Viene da chiedersi se tutte le compagini aziendali, in un caso simile, avrebbero la forza di ricomporre il danno e non di crollare sotto il peso del cambiamento…
LIMITI ALLA CRESCITA 4
Un altro nemico letale del processo di sviluppo e radicamento di un vision è la disconnessione tra i singoli.
Quando le persone smettono di chiedersi cosa realmente vogliono, se ne vale la pena e se è fattibile, smettono anche di parlarsi tra loro e le relazioni perdono di qualità limitandosi al mero svolgimento dei compiti assegnati: i dialoghi sulla visione e sul futuro del gruppo (e anche sul proprio) cessano e si va ampliando la separazione tra i “predicatori” acritici della vision e gli scettici-disinteressati-disillusi.

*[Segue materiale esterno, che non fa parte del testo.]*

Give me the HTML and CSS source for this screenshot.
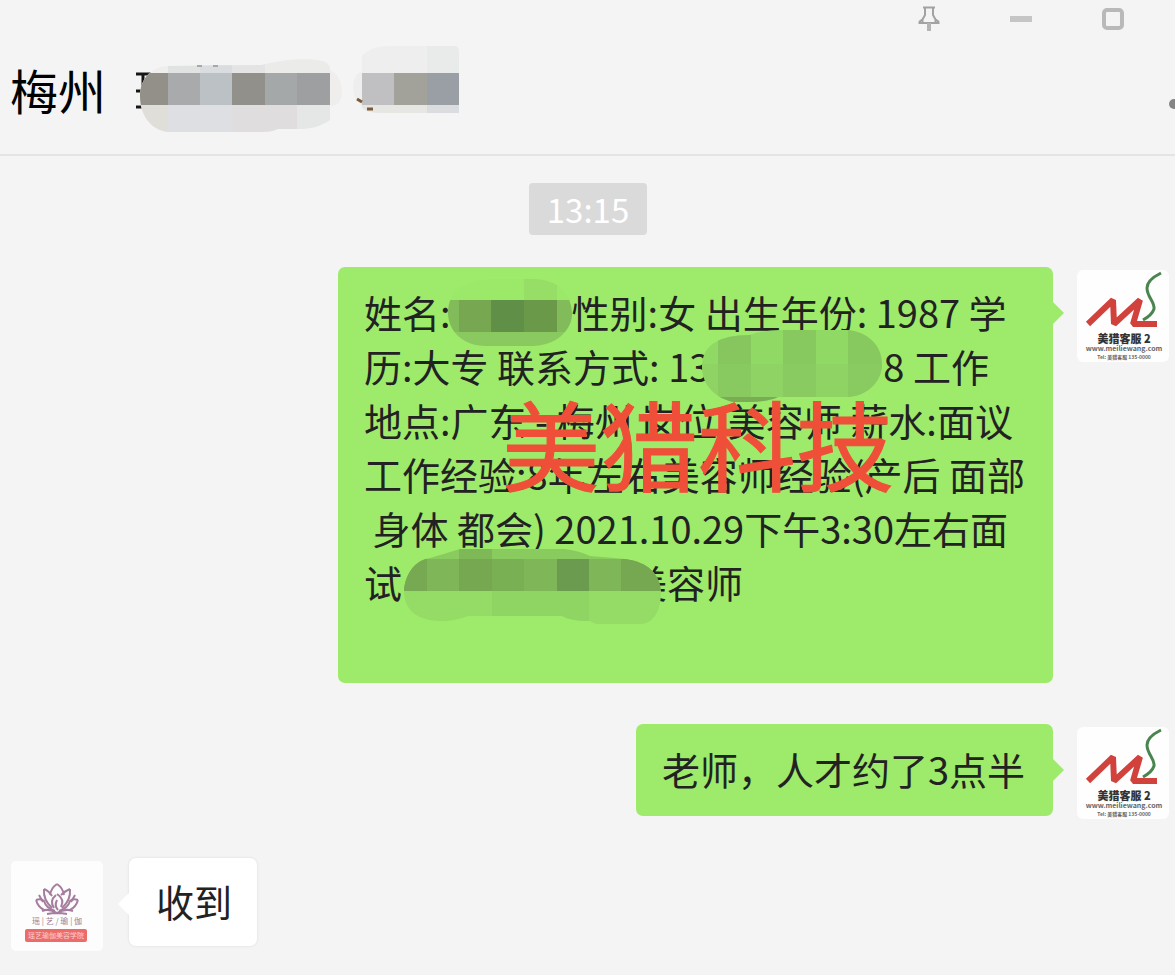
FILE: index.html
```
<!DOCTYPE html>
<html lang="zh-CN">
<head>
    <meta charset="UTF-8">
    <meta name="viewport" content="width=device-width, initial-scale=1.0">
    <title>梅州</title>
    <link rel="stylesheet" href="styles.css">
</head>
<body>
    <header class="chat-header">
        <div class="window-controls">
            <button type="button" aria-label="置顶">
                <svg width="24" height="28" viewBox="0 0 24 28" fill="none" stroke="#a2a2a2" stroke-width="2">
                    <path d="M6 2.500H18M8 3V10L5.500 14.500V17M16 3V10L18.500 14.500V17M1.500 18H22.500M2 17L6 14M22 17L18 14" />
                    <path d="M12 18V26" stroke="#b4b4b4" stroke-width="4" />
                </svg>
            </button>
            <button type="button" aria-label="最小化">
                <svg width="24" height="28" viewBox="0 0 24 28"><path d="M1 14H23" stroke="#c5c5c5" stroke-width="6" /></svg>
            </button>
            <button type="button" aria-label="最大化">
                <svg width="24" height="28" viewBox="0 0 24 28"><rect x="3" y="5" width="18" height="18" rx="3" fill="none" stroke="#b9b9b9" stroke-width="4" /></svg>
            </button>
        </div>
        <div class="title-row">
            <h1>梅州</h1>
            <svg class="title-mask" width="330" height="94" viewBox="134 44 330 94">
                <defs>
                    <clipPath id="nameClip"><path d="M140 96C140 80 150 68 166 66L262 65C280 60 305 58 322 61Q330 63 330 70Q342 76 342 94Q341 106 330 106V120C320 127 310 129 298 129H278Q272 132 262 132H168C150 130 140 114 140 96Z" /></clipPath>
                    <clipPath id="groupClip"><path d="M362 56Q370 46 390 46H454Q459 46 459 52V113H378Q362 112 360 104Q353 98 353 87Q354 73 362 72Z" /></clipPath>
                </defs>
                <path d="M136 74H154M136 91H143M136 107H143M143 75V107" stroke="#161616" stroke-width="3" />
                <g clip-path="url(#nameClip)">
                    <rect x="140" y="55" width="204" height="80" fill="#efeeec" />
                    <path d="M168 55H232V73H168Z" fill="#e1e2e2" />
                    <path d="M200 55H232V73H200Z" fill="#d9dde0" />
                    <path d="M232 55H265V73H232Z" fill="#e4e4e4" />
                    <path d="M265 55H330V73H265Z" fill="#ebebea" />
                    <path d="M140 105H168V135H140Z" fill="#dfded9" />
                    <path d="M168 105H232V135H168Z" fill="#dddfe2" />
                    <path d="M232 105H297V135H232Z" fill="#dfdddd" />
                    <path d="M297 105H330V135H297Z" fill="#e5e7e6" />
                    <path d="M140 73H168V105H140Z" fill="#929089" />
                    <path d="M168 73H200V105H168Z" fill="#a9aaac" />
                    <path d="M200 73H232V105H200Z" fill="#bcc1c6" />
                    <path d="M232 73H265V105H232Z" fill="#92908b" />
                    <path d="M265 73H297V105H265Z" fill="#a5a8a8" />
                    <path d="M297 73H330V105H297Z" fill="#9d9fa1" />
                </g>
                <g clip-path="url(#groupClip)">
                    <rect x="350" y="44" width="112" height="72" fill="#efeeee" />
                    <path d="M427 44H460V73H427Z" fill="#e9eaea" />
                    <path d="M362 105H427V115H362Z" fill="#e6e6e3" />
                    <path d="M427 105H460V115H427Z" fill="#dadcdf" />
                    <path d="M362 73H394V105H362Z" fill="#c0c0c2" />
                    <path d="M394 73H427V105H394Z" fill="#a2a19a" />
                    <path d="M427 73H459V105H427Z" fill="#999fa4" />
                </g>
                <path d="M197 66H202M213 66H218" stroke="#a9a9a4" stroke-width="2" />
                <path d="M357 99L362 102M367 109H373" stroke="#7a5a3a" stroke-width="3" />
            </svg>
            <button type="button" class="more" aria-label="更多">
                <svg width="6" height="94" viewBox="0 0 6 94"><circle cx="5" cy="60" r="5" fill="#858585" /></svg>
            </button>
        </div>
    </header>

    <main class="chat">
        <time class="chat-time">13:15</time>

        <div class="message message-own">
            <div class="bubble">
                <span class="line">姓名:<span class="mask mask-name"><svg width="124" height="68" viewBox="448 278 124 68">
                    <defs><clipPath id="maskName"><path d="M448 313C448 290 466 279 495 279H532C558 279 572 294 572 315C571 332 554 346 532 346H486C462 346 448 330 448 313Z" /></clipPath></defs>
                    <g clip-path="url(#maskName)">
                        <rect x="448" y="278" width="124" height="22" fill="#9ce869" />
                        <rect x="524" y="278" width="33" height="22" fill="#97de66" />
                        <rect x="448" y="300" width="124" height="32" fill="#82bb5a" />
                        <rect x="459" y="300" width="32" height="32" fill="#77a851" />
                        <rect x="491" y="300" width="33" height="32" fill="#608f48" />
                        <rect x="524" y="300" width="33" height="32" fill="#6b994a" />
                        <rect x="448" y="332" width="124" height="14" fill="#89c95f" />
                    </g></svg></span>性别:女 出生年份: 1987 学</span>
                <span class="line">历:大专 联系方式: 13<span class="mask mask-phone"><svg width="180" height="74" viewBox="702 329 180 74">
                    <defs><clipPath id="maskPhone"><path d="M702 366C702 346 718 335 750 335Q764 330 780 330H846C868 331 882 346 882 364C882 382 866 397 846 397H778Q768 402 748 402H734C714 398 702 384 702 366Z" /></clipPath></defs>
                    <g clip-path="url(#maskPhone)">
                        <rect x="702" y="329" width="180" height="74" fill="#91d965" />
                        <rect x="718" y="329" width="33" height="74" fill="#87c65e" />
                        <rect x="783" y="329" width="33" height="74" fill="#87c95e" />
                        <rect x="848" y="329" width="34" height="74" fill="#87c95e" />
                        <rect x="702" y="364" width="180" height="33" fill="#8bce61" fill-opacity="0.500" />
                        <rect x="702" y="397" width="80" height="6" fill="#78ad53" />
                    </g></svg></span>8 工作</span>
                <span class="line">地点:广东 - 梅州 岗位:美容师 薪水:面议</span>
                <span class="line">工作经验:8年左右美容师经验(产后 面部</span>
                <span class="line"> 身体 都会) 2021.10.29下午3:30左右面</span>
                <span class="line">试<span class="mask mask-place"><svg width="257" height="76" viewBox="404 549 257 76">
                    <defs><clipPath id="maskPlace"><path d="M404 590C406 572 416 560 430 558Q444 554 460 549H565Q580 551 590 556L625 559C648 562 660 574 661 592C661 610 654 624 640 624H596L590 621Q570 621 562 616H468Q456 621 440 621C416 620 404 610 404 590Z" /></clipPath></defs>
                    <g clip-path="url(#maskPlace)">
                        <rect x="404" y="549" width="257" height="10" fill="#8acb60" />
                        <rect x="459" y="549" width="33" height="10" fill="#7fb957" />
                        <rect x="404" y="559" width="257" height="32" fill="#7fb758" />
                        <rect x="404" y="559" width="23" height="32" fill="#76a952" />
                        <rect x="459" y="559" width="33" height="32" fill="#76a852" />
                        <rect x="492" y="559" width="32" height="32" fill="#79b054" />
                        <rect x="557" y="559" width="32" height="32" fill="#6b9b4e" />
                        <rect x="621" y="559" width="40" height="32" fill="#76a852" />
                        <rect x="404" y="591" width="257" height="34" fill="#94dc66" />
                        <rect x="492" y="591" width="97" height="34" fill="#8fd563" />
                    </g></svg></span>美容师</span>
                <span class="line"> </span>
                <span class="watermark">美猎科技</span>
            </div>
            <svg class="avatar" viewBox="0 0 92 92" role="img" aria-label="美猎客服2">
                <rect width="92" height="92" rx="6" fill="#fefefe" />
                <path d="M11 54L36 30L37 54L63 30L56 54H80" fill="none" stroke="#d2423d" stroke-width="6" stroke-linejoin="bevel" />
                <path d="M84 3Q70 10 70 18C70 27 78 32 77 39Q75 45 66 50" fill="none" stroke="#4a8550" stroke-width="3" />
                <text class="logo-name" x="47" y="73">美猎客服 2</text>
                <text class="logo-small" x="47" y="81">www.meiliewang.com</text>
                <text class="logo-tiny" x="47" y="89">Tel: 美猎客服 135-0000</text>
            </svg>
        </div>

        <div class="message message-own">
            <div class="bubble">
                <span class="line">老师，人才约了3点半</span>
            </div>
            <svg class="avatar" viewBox="0 0 92 92" role="img" aria-label="美猎客服2">
                <rect width="92" height="92" rx="6" fill="#fefefe" />
                <path d="M11 54L36 30L37 54L63 30L56 54H80" fill="none" stroke="#d2423d" stroke-width="6" stroke-linejoin="bevel" />
                <path d="M84 3Q70 10 70 18C70 27 78 32 77 39Q75 45 66 50" fill="none" stroke="#4a8550" stroke-width="3" />
                <text class="logo-name" x="47" y="73">美猎客服 2</text>
                <text class="logo-small" x="47" y="81">www.meiliewang.com</text>
                <text class="logo-tiny" x="47" y="89">Tel: 美猎客服 135-0000</text>
            </svg>
        </div>

        <div class="message message-other">
            <svg class="avatar" viewBox="0 0 92 90" role="img" aria-label="美容院">
                <rect width="92" height="90" rx="5" fill="#fdfdfd" />
                <g fill="none" stroke="#a57d9e" stroke-width="2">
                    <path d="M46 23Q40 27 39 34M46 23Q52 27 53 34M33 28Q32 39 41 47M33 28Q38 30 41 35M59 28Q60 39 51 47M59 28Q54 30 50 34" />
                    <path d="M25 39Q30 37 33 40Q35 47 44 50M25 39Q27 46 33 49M67 39Q62 37 59 40Q57 47 48 50M67 39Q65 46 59 49" />
                    <path d="M45 34Q38 40 43 47M46 33Q54 38 50 46M46 39Q43 45 47 49M31 50Q38 47 46 52Q54 47 62 50M36 53Q46 51 56 53M28 34L32 41M64 34L60 41" />
                </g>
                <text class="lotus-name" x="46" y="63">瑶 | 艺 / 瑜 | 伽</text>
                <rect x="14" y="68" width="62" height="13" rx="2" fill="#ed6b69" />
                <text class="lotus-label" x="45" y="77">瑶艺瑜伽美容学院</text>
            </svg>
            <div class="bubble">
                <span class="line">收到</span>
            </div>
        </div>
    </main>
</body>
</html>
```
FILE: styles.css
```
body {
    margin: 0;
    background-color: #f4f4f4;
    color: #222;
    font-family: "Noto Sans CJK SC", sans-serif;
    overflow-x: hidden;
}

button {
    padding: 0;
    border: none;
    background: none;
    cursor: pointer;
}

svg {
    display: block;
}

.chat-header {
    border-bottom: 2px solid #e4e4e4;
    padding-bottom: 16px;
}

.window-controls {
    display: flex;
    justify-content: flex-end;
    align-items: center;
    gap: 68px;
    height: 38px;
    padding-right: 50px;
}

.title-row {
    display: flex;
    align-items: flex-start;
    margin-top: 6px;
    padding-left: 10px;
}

.title-row h1 {
    margin: 0;
    color: #000;
    font-size: 48px;
    font-weight: 400;
    line-height: 90px;
}

.title-mask {
    margin-left: 28px;
}

.more {
    margin-left: auto;
}

.chat {
    display: flex;
    flex-direction: column;
    gap: 41px;
    padding: 27px 6px 24px 11px;
}

.chat-time {
    align-self: center;
    margin-right: 4px;
    margin-bottom: -9px;
    padding: 0 18px;
    border-radius: 4px;
    background-color: #dadada;
    color: #fff;
    font-size: 33px;
    line-height: 52px;
}

.message {
    display: flex;
    align-items: flex-start;
    gap: 24px;
}

.message-own {
    justify-content: flex-end;
}

.message-other {
    gap: 26px;
    margin-top: -2px;
}

.avatar {
    flex: none;
    width: 92px;
    margin-top: 3px;
}

.bubble {
    position: relative;
    padding: 18px 28px 20px 26px;
    border-radius: 7px;
    background-color: #9eea6a;
    font-size: 38px;
    line-height: 54px;
}

    .bubble::after {
        content: "";
        position: absolute;
        top: 35px;
        left: 100%;
        border: 11px solid transparent;
        border-left-color: #9eea6a;
        border-right-width: 0;
    }

.message-other .bubble {
    padding: 16px 25px 18px 27px;
    background-color: #fff;
    box-shadow: 0 0 3px rgba(0, 0, 0, 0.1);
}

    .message-other .bubble::after {
        left: auto;
        right: 100%;
        border-width: 11px 11px 11px 0;
        border-right-color: #fff;
    }

.line {
    display: block;
    height: 54px;
    white-space: pre;
}

.mask {
    display: inline-block;
    position: relative;
    height: 54px;
    vertical-align: top;
}

    .mask svg {
        position: absolute;
    }

.mask-name {
    width: 121px;
}

    .mask-name svg {
        top: -7px;
        left: -3px;
    }

.mask-phone {
    width: 173px;
}

    .mask-phone svg {
        top: -10px;
        left: -8px;
    }

.mask-place {
    width: 227px;
}

    .mask-place svg {
        top: -6px;
        left: 2px;
    }

.watermark {
    position: absolute;
    top: 125px;
    left: 164px;
    color: #ef4f38;
    font-size: 98px;
    line-height: 98px;
    white-space: nowrap;
    -webkit-text-stroke: 1px #ef4f38;
}

.avatar text {
    text-anchor: middle;
}

.logo-name {
    fill: #333;
    font-size: 11px;
    font-weight: 900;
}

.logo-small {
    fill: #666;
    font-size: 7px;
    font-weight: 700;
}

.logo-tiny {
    fill: #666;
    font-size: 5px;
    font-weight: 700;
}

.lotus-name {
    fill: #9b7f96;
    font-size: 8px;
}

.lotus-label {
    fill: #fbd0cf;
    font-size: 7px;
}
```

COME NASCE IL LEVIATANO? E SI PUÒ ADDOMESTICARE?
Ciò che le aziende dimenticano è che i pilastri di una vision sono la sua origine condivisa, è il desiderio dei singoli di sentirsi connessi con qualcosa di più grande per uno scopo più ampio, e anche di sentirsi connessi gli uni agli altri; tuttavia ciò può avvenire solo se le diversità sono armonizzate e se le differenze diventano un vero valore aggiunto, non solo un proclama da sito web istituzionale.
La sintonia e l’amalgama sono conseguenze dirette di due requisiti minimi: la capacità e la volontà di confrontarsi dei singoli.
Creare le condizioni affinché ciò si verifichi è responsabilità del management: deve fornire tempo, competenze, occasione, contesto e motivi perché ciò accada e difendere, con coerenza, la qualità dell’ambiente.
Nella costruzione della vision non possono esserci “credenti” e “non credenti” ma solo individui che ne vivono il processo di sviluppo, di qualunque opinione essi siano: una visione degna di questo nome deve essere inclusiva e sostenere senza tregua il dialogo e il contributo.
Ecco perché non può esistere una vision senza un programma esteso, capillare, costante e consapevole di comunicazione efficace all’interno del gruppo e condotto secondo criteri sistemici: un programma serio, quindi, non una giornata d’aula tanto per mettersi in pace con la coscienza.
Far emergere una vision è per un’azienda tanto meritevole quanto pericoloso: una visione non può calare dall’alto, può solo concepirsi in maniera condivisa, e non potrebbe essere altrimenti.
La vision è un percorso, non una dichiarazione dirigenziale o un tavolo di lavoro di un giorno o di una settimana.
Sì, alcuni ci provano e credono di esserci riusciti perché l’hanno pubblicata sui depliant o sul sito web, o perché ne hanno una stampa nei corridoi aziendali o in fiera.
Beh, è solo un’illusione e il motivo è sia sopra che sotto quest’ultima frase.